Et, le jour intimé, les Indiens s’exécutent : munis de casseroles ou de conques religieuses, des millions sortent sur leurs balcons pour faire résonner leur enthousiasme et obédience à l’unisson. Certains, zélés, dépassent même les instructions et descendent dans la rue, se rassemblent en groupes pour mener des mini-processions bruyantes. Ci-gît la précieuse distance sociale. Baissez le rideau.

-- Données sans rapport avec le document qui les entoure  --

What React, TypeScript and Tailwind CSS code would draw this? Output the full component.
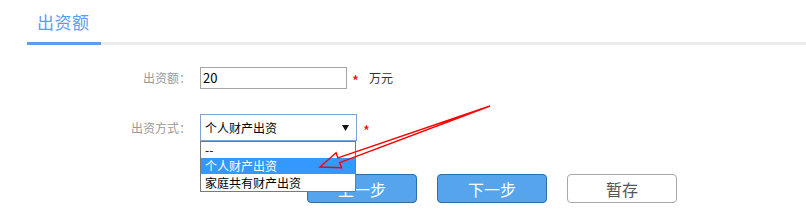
import React from 'react';

const font = { fontFamily: '"Noto Sans CJK SC", "Noto Sans", sans-serif' };

export default function App() {
  return (
    <div className="relative w-[806px] h-[213px] bg-white overflow-hidden" style={font}>
      {/* 标题 + 选项卡条 */}
      <div className="ml-[27px] h-[45px] flex flex-col border-b-[3px] border-[#ececec]">
        <div className="flex-1 flex items-center pl-[10px] pt-[2px] text-[17px] text-[#5b9cf6] tracking-[0.5px]">
          出资额
        </div>
        <div className="w-[74px] h-[3px] -mb-[3px] bg-[#5b9cf6]" />
      </div>

      {/* 出资额 */}
      <div className="flex items-center mt-[22px] h-[22px]">
        <div className="w-[191px] text-right text-[12px] text-[#999]">出资额：</div>
        <div className="ml-[9px] w-[147px] h-[22px] border border-[#a6a6a6] flex items-center pl-[2px] text-[13px] text-black">
          20
        </div>
        <span className="ml-[5px] text-[15px] text-[#ff0000] leading-none pt-[5px]">*</span>
        <span className="ml-[10px] text-[12px] text-[#333]">万元</span>
      </div>

      {/* 出资方式 */}
      <div className="flex items-center mt-[25px] h-[27px]">
        <div className="w-[191px] text-right text-[12px] text-[#999]">出资方式：</div>
        <div className="relative ml-[9px] w-[157px] h-[27px] border border-[#7fa2d4] flex items-center pl-[4px] text-[12px] text-black">
          个人财产出资
          <svg className="absolute right-[7px] top-[10px]" width="7" height="6" viewBox="0 0 7 6">
            <polygon points="0,0 7,0 3.5,6" fill="#111" />
          </svg>
          {/* 下拉列表 */}
          <div className="absolute left-[-1px] top-[26px] w-[156px] bg-white border border-[#7a7a7a] z-10 text-[12px]">
            <div className="h-[16px] leading-[16px] pl-[4px] text-black">--</div>
            <div className="h-[16px] leading-[16px] pl-[4px] bg-[#3399ff] text-white">个人财产出资</div>
            <div className="h-[17px] leading-[17px] pl-[4px] text-black">家庭共有财产出资</div>
          </div>
        </div>
        <span className="ml-[6px] text-[15px] text-[#ff0000] leading-none pt-[5px]">*</span>
      </div>

      {/* 按钮 */}
      <div className="flex gap-[20px] ml-[307px] mt-[33px]">
        <button className="w-[110px] h-[29px] rounded-[4px] bg-[#56a5ec] border border-[#2d6ea6] text-white text-[16px]">
          上一步
        </button>
        <button className="w-[110px] h-[29px] rounded-[4px] bg-[#56a5ec] border border-[#2d6ea6] text-white text-[16px]">
          下一步
        </button>
        <button className="w-[110px] h-[29px] rounded-[4px] bg-white border border-[#a8a8a8] text-[#555] text-[16px]">
          暂存
        </button>
      </div>

      {/* 红色标注箭头 */}
      <svg className="absolute left-0 top-0 pointer-events-none z-20" width="806" height="213" viewBox="0 0 806 213">
        <polygon
          points="490,106 337.9,157.9 336.1,152.7 320,167 341.5,167.7 339.7,162.6"
          fill="none"
          stroke="#ff0000"
          strokeWidth="1.4"
          strokeLinejoin="miter"
        />
      </svg>
    </div>
  );
}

Marketing et croyances ancestrales

Ainsi s’est déroulé l’acte I de la mise en scène du confinement, par Narendra Modi. Car le Premier ministre indien est un communicant hors pair, un professionnel de l’évènementiel politique à l’ère du numérique. Et après le son, il va offrir la lumière. Deux semaines après ce premier discours, alors que les Indiens, amateurs des grandes foules, ont déjà goûté à près de dix jours d’un cruel isolement, Narendra Modi annonce l’acte II du confinement : le 3 avril, la population est cette fois priée d’allumer des bougies, pendant neuf minutes, à 9 heures du soir. Encore une fois, la proposition semble sortie d’un manuel de marketing, facile à retenir grâce à ce chiffre qui se répète. Et pas n’importe quel chiffre : le 9 est l’un des plus propices pour les hindous et il est surexploité à cette occasion, car ce discours a été diffusé à 9 heures du matin, après neuf jours de confinement, et demande aux Indiens d’agir le 5 avril (5/4) !
A LIRE AUSSI

Le message a également une résonance culturelle, voire religieuse : l’illumination de bougies fait référence à la fête hindoue de Diwali, célébration des lumières qui a lieu en automne et dont l’objectif symbolique est de lutter contre l’arrivée des ténèbres de l’hiver. Narendra Modi convoque donc avec brio les croyances ancestrales des Indiens et la religiosité profonde de ce peuple. Cela permet déjà de mettre du baume au cœur à cette population si sociale, qui peut ainsi «se rassembler» à distance pendant quelques instants dans de mêmes gestes. Mais le Premier ministre est surtout un homme politique obsédé par le contrôle vertical de ses administrés et ainsi, au lieu de laisser se développer des gestes de solidarité naturelle comme en Italie ou en France, il vient dicter ces moments de spontanéité. Pour montrer qu’il reste aux commandes et se présenter, plus que jamais, comme le père bienveillant et omniscient du peuple indien.